◆ Problem description ◆
Your copy of the material must match it exactly, except that pictures are dropped.

◆ Input ◆
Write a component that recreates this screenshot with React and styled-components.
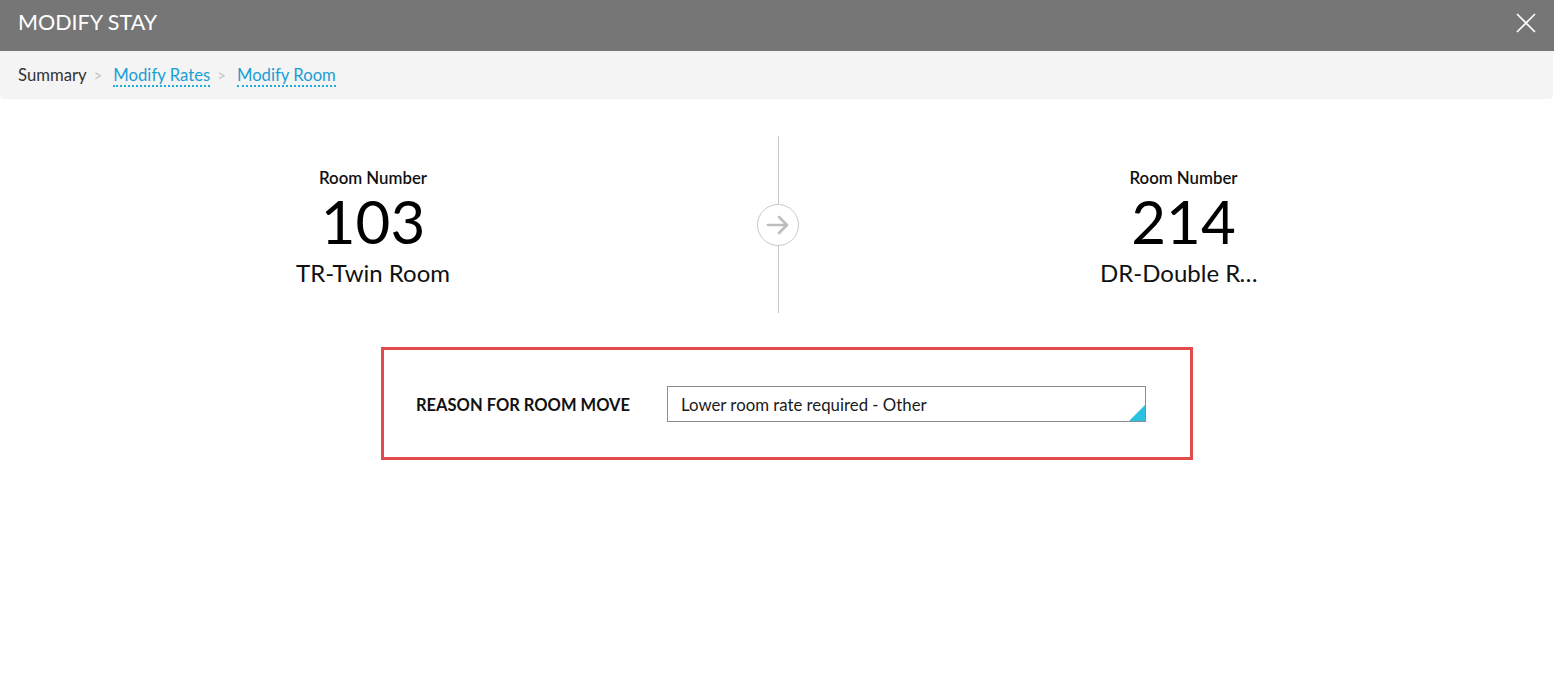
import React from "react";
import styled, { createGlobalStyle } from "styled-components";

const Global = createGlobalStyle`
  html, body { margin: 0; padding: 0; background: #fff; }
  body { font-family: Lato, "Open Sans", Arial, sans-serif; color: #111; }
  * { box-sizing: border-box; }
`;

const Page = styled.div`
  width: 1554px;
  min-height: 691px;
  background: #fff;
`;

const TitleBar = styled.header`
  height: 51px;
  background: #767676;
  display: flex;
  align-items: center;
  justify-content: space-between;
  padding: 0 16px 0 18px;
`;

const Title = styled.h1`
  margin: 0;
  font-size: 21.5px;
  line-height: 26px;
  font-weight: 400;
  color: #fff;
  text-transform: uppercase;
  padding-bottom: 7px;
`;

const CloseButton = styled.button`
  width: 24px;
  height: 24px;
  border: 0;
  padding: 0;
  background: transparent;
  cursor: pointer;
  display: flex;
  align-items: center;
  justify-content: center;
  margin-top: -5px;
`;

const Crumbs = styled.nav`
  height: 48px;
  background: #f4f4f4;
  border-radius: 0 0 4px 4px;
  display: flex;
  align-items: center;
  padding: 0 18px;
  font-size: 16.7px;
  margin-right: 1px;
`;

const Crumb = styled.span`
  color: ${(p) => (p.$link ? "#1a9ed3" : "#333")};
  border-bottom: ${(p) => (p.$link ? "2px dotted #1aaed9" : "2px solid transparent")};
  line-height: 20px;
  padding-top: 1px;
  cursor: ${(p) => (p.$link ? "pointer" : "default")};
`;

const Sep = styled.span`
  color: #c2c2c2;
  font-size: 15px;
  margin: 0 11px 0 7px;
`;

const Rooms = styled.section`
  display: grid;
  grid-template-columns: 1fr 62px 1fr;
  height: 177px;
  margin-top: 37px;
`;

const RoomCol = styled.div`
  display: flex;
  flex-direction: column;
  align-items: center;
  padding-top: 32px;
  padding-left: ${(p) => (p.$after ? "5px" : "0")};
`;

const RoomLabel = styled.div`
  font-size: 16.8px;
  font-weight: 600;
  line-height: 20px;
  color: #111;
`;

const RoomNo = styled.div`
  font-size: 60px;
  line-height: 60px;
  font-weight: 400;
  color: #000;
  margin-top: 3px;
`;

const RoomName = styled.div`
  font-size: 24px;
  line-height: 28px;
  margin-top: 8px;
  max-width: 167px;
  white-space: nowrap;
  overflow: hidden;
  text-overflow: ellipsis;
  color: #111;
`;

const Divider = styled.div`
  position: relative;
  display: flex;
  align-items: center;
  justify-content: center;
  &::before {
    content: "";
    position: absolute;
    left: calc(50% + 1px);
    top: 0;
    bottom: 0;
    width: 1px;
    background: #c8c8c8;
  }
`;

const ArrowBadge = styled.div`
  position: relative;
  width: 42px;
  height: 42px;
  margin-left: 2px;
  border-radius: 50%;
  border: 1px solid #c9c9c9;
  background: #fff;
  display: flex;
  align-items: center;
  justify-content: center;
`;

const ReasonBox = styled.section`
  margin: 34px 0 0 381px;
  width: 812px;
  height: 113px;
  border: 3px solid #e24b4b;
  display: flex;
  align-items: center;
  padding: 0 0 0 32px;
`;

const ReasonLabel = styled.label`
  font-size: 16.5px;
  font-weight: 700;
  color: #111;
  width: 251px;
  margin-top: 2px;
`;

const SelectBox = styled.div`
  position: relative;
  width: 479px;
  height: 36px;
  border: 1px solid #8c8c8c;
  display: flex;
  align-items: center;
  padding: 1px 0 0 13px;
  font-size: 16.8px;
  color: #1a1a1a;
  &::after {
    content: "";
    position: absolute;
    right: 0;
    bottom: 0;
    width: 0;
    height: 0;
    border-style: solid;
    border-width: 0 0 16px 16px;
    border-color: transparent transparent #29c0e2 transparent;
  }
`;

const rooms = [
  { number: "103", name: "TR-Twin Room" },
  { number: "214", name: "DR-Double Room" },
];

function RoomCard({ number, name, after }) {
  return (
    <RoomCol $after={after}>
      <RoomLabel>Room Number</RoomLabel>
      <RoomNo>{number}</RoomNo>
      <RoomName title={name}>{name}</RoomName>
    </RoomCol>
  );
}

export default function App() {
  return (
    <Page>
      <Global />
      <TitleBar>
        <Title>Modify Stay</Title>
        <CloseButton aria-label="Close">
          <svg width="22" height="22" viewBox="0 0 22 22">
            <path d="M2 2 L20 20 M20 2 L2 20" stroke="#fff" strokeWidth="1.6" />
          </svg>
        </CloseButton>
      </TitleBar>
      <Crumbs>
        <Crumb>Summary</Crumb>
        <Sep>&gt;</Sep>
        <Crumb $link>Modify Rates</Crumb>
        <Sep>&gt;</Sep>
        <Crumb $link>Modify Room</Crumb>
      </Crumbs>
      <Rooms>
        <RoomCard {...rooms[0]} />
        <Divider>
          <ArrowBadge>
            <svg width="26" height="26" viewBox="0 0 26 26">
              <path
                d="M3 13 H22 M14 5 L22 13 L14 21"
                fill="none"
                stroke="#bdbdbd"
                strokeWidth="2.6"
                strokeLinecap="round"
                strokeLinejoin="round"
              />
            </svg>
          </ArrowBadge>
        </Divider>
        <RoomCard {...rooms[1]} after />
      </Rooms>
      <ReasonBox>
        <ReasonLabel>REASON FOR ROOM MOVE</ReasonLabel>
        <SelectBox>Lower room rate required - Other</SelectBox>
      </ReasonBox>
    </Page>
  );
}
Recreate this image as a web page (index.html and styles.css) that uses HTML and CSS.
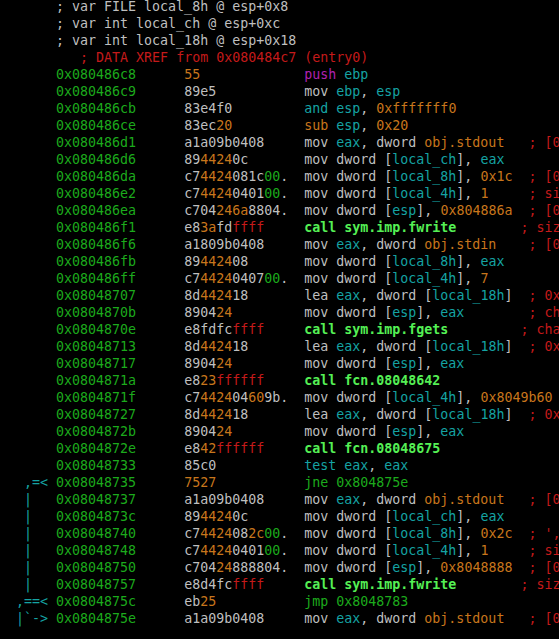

◆ Result of this exercise ◆
Write a component that recreates this screenshot with React and styled-components.
import React from "react";
import styled, { createGlobalStyle } from "styled-components";

const Global = createGlobalStyle`
  html, body { margin: 0; padding: 0; background: #fff; }
  body { font-family: Lato, "Open Sans", Arial, sans-serif; color: #111; }
  * { box-sizing: border-box; }
`;

const Page = styled.div`
  width: 1554px;
  min-height: 691px;
  background: #fff;
`;

const TitleBar = styled.header`
  height: 51px;
  background: #767676;
  display: flex;
  align-items: center;
  justify-content: space-between;
  padding: 0 16px 0 18px;
`;

const Title = styled.h1`
  margin: 0;
  font-size: 21.5px;
  line-height: 26px;
  font-weight: 400;
  color: #fff;
  text-transform: uppercase;
  padding-bottom: 7px;
`;

const CloseButton = styled.button`
  width: 24px;
  height: 24px;
  border: 0;
  padding: 0;
  background: transparent;
  cursor: pointer;
  display: flex;
  align-items: center;
  justify-content: center;
  margin-top: -5px;
`;

const Crumbs = styled.nav`
  height: 48px;
  background: #f4f4f4;
  border-radius: 0 0 4px 4px;
  display: flex;
  align-items: center;
  padding: 0 18px;
  font-size: 16.7px;
  margin-right: 1px;
`;

const Crumb = styled.span`
  color: ${(p) => (p.$link ? "#1a9ed3" : "#333")};
  border-bottom: ${(p) => (p.$link ? "2px dotted #1aaed9" : "2px solid transparent")};
  line-height: 20px;
  padding-top: 1px;
  cursor: ${(p) => (p.$link ? "pointer" : "default")};
`;

const Sep = styled.span`
  color: #c2c2c2;
  font-size: 15px;
  margin: 0 11px 0 7px;
`;

const Rooms = styled.section`
  display: grid;
  grid-template-columns: 1fr 62px 1fr;
  height: 177px;
  margin-top: 37px;
`;

const RoomCol = styled.div`
  display: flex;
  flex-direction: column;
  align-items: center;
  padding-top: 32px;
  padding-left: ${(p) => (p.$after ? "5px" : "0")};
`;

const RoomLabel = styled.div`
  font-size: 16.8px;
  font-weight: 600;
  line-height: 20px;
  color: #111;
`;

const RoomNo = styled.div`
  font-size: 60px;
  line-height: 60px;
  font-weight: 400;
  color: #000;
  margin-top: 3px;
`;

const RoomName = styled.div`
  font-size: 24px;
  line-height: 28px;
  margin-top: 8px;
  max-width: 167px;
  white-space: nowrap;
  overflow: hidden;
  text-overflow: ellipsis;
  color: #111;
`;

const Divider = styled.div`
  position: relative;
  display: flex;
  align-items: center;
  justify-content: center;
  &::before {
    content: "";
    position: absolute;
    left: calc(50% + 1px);
    top: 0;
    bottom: 0;
    width: 1px;
    background: #c8c8c8;
  }
`;

const ArrowBadge = styled.div`
  position: relative;
  width: 42px;
  height: 42px;
  margin-left: 2px;
  border-radius: 50%;
  border: 1px solid #c9c9c9;
  background: #fff;
  display: flex;
  align-items: center;
  justify-content: center;
`;

const ReasonBox = styled.section`
  margin: 34px 0 0 381px;
  width: 812px;
  height: 113px;
  border: 3px solid #e24b4b;
  display: flex;
  align-items: center;
  padding: 0 0 0 32px;
`;

const ReasonLabel = styled.label`
  font-size: 16.5px;
  font-weight: 700;
  color: #111;
  width: 251px;
  margin-top: 2px;
`;

const SelectBox = styled.div`
  position: relative;
  width: 479px;
  height: 36px;
  border: 1px solid #8c8c8c;
  display: flex;
  align-items: center;
  padding: 1px 0 0 13px;
  font-size: 16.8px;
  color: #1a1a1a;
  &::after {
    content: "";
    position: absolute;
    right: 0;
    bottom: 0;
    width: 0;
    height: 0;
    border-style: solid;
    border-width: 0 0 16px 16px;
    border-color: transparent transparent #29c0e2 transparent;
  }
`;

const rooms = [
  { number: "103", name: "TR-Twin Room" },
  { number: "214", name: "DR-Double Room" },
];

function RoomCard({ number, name, after }) {
  return (
    <RoomCol $after={after}>
      <RoomLabel>Room Number</RoomLabel>
      <RoomNo>{number}</RoomNo>
      <RoomName title={name}>{name}</RoomName>
    </RoomCol>
  );
}

export default function App() {
  return (
    <Page>
      <Global />
      <TitleBar>
        <Title>Modify Stay</Title>
        <CloseButton aria-label="Close">
          <svg width="22" height="22" viewBox="0 0 22 22">
            <path d="M2 2 L20 20 M20 2 L2 20" stroke="#fff" strokeWidth="1.6" />
          </svg>
        </CloseButton>
      </TitleBar>
      <Crumbs>
        <Crumb>Summary</Crumb>
        <Sep>&gt;</Sep>
        <Crumb $link>Modify Rates</Crumb>
        <Sep>&gt;</Sep>
        <Crumb $link>Modify Room</Crumb>
      </Crumbs>
      <Rooms>
        <RoomCard {...rooms[0]} />
        <Divider>
          <ArrowBadge>
            <svg width="26" height="26" viewBox="0 0 26 26">
              <path
                d="M3 13 H22 M14 5 L22 13 L14 21"
                fill="none"
                stroke="#bdbdbd"
                strokeWidth="2.6"
                strokeLinecap="round"
                strokeLinejoin="round"
              />
            </svg>
          </ArrowBadge>
        </Divider>
        <RoomCard {...rooms[1]} after />
      </Rooms>
      <ReasonBox>
        <ReasonLabel>REASON FOR ROOM MOVE</ReasonLabel>
        <SelectBox>Lower room rate required - Other</SelectBox>
      </ReasonBox>
    </Page>
  );
}
Recreate this image as a web page (index.html and styles.css) that uses HTML and CSS.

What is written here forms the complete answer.